The challenges associated with providing clean water and sanitation in underdeveloped countries are huge. More than 840,000 children under the age of 5 die every year around the world due to inadequate drinking water, sanitation and hand hygiene, according to Water Mission International. That’s 2,300 children per day. For some, the problem is lack of clean water. For others, it’s a lack of awareness about the health threats associated with poor hygiene, even when clean water is available, as Janet and Greg have seen first-hand.

During his training activities in Bangladesh, Greg used a simple demonstration of pictures and connecting lines laid out on the floor to show how germs could be transmitted and how they could be blocked. Trainers in the program also were instructed about ways to break through traditional practices such as defecating in public spaces and placing toilets along rivers that also were used for bathing and collection of drinking water.

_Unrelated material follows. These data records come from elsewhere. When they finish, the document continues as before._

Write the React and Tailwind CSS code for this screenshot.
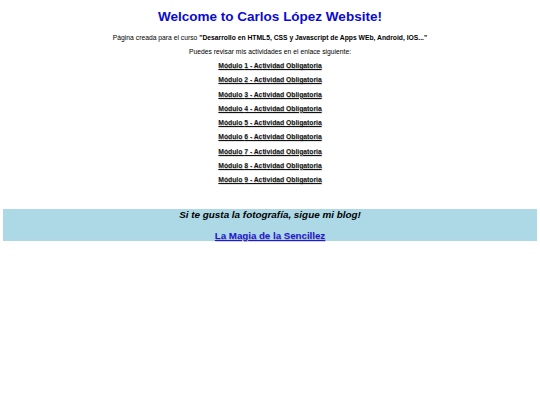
import React from 'react';

const modulos = [1, 2, 3, 4, 5, 6, 7, 8, 9];

export default function App() {
    return (
        <div className="min-h-[405px] bg-white px-[3px] pt-px font-['Liberation_Sans',Arial,sans-serif] text-black">
            <h1 className="mt-[8px] mb-[9px] text-center text-[13.5px] leading-[15.5px] font-bold text-[#0b0bd0]">
                Welcome to Carlos López Website!
            </h1>
            <p className="mb-[6.75px] text-center text-[6.75px] leading-[7.5px]">
                Página creada para el curso{' '}
                <strong>"Desarrollo en HTML5, CSS y Javascript de Apps WEb, Android, IOS..."</strong>
            </p>
            <p className="mb-[6.75px] text-center text-[6.75px] leading-[7.5px]">
                Puedes revisar mis actividades en el enlace siguiente:
            </p>
            {modulos.map((n) => (
                <p key={n} className="mb-[6.75px] text-center text-[6.75px] leading-[7.5px]">
                    <a
                        href="#"
                        className="font-bold text-[#111] underline [text-shadow:0.5px_0.5px_0.5px_#c4c4c4]"
                    >
                        Módulo {n} - Actividad Obligatoria
                    </a>
                </p>
            ))}
            <div className="mt-[25px] bg-[#add8e6] text-center">
                <h2 className="text-[9.9px] leading-[11.5px] font-bold italic">
                    Si te gusta la fotografía, sigue mi blog!
                </h2>
                <p className="mt-[10px] text-[9.7px] leading-[11px]">
                    <a
                        href="#"
                        className="font-bold text-[#1a1ad8] underline [text-shadow:0.5px_0.5px_0.5px_#a8a8b8]"
                    >
                        La Magia de la Sencillez
                    </a>
                </p>
            </div>
        </div>
    );
}
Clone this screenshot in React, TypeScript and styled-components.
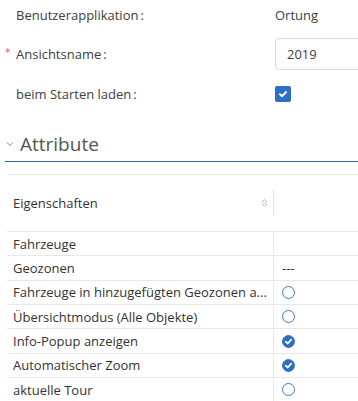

“Typically I laid the posters on the ground and showed them one route [of contamination] and one blocker,” Greg wrote in the account of his mission for the GlobalPittsburghNEWS blog (see link above). “I would then ask volunteers to find other routes and to come up with ways to block the routes. This created a lot of discussion about the subject. This is a very simple way to teach the subject and can be done in the most basic of situations.”

For Janet, the realization that all people, even those living in poverty in other countries, share a simple dream of providing a good life for their families, is the driving force behind the work she does.

Janet has participated in two trainings in Ethiopia aimed at children. Health clubs in schools have proved to be a great way of getting proper hygiene habits adopted in developing countries. “Just knowing that you can touch peoples’ lives and make a positive impact I think is what motivates me,” she says.

“Typically I laid the posters on the ground and showed them one route [of contamination] and one blocker.”

The Smiths left corporate life in the 1980s to start their own business, which became the largest plastic grocery bag manufacturer in the United States. After selling the company in the early 1990’s, they raised a family and became active in local community affairs in their home community just north of Pittsburgh. It was in 2006 that they became actively involved in the Water, Sanitation and Hygiene (WaSH) field.

Membership in The Global Switchboard has given Greg and Janet a base from which to work, as well as a connection to a network of like-minded people and organizations.

“Hopefully we are one little tiny piece of helping people become healthy by increasing their knowledge about clean water and the need for proper sanitation,” says Greg. “So that’s what we’re trying to accomplish.”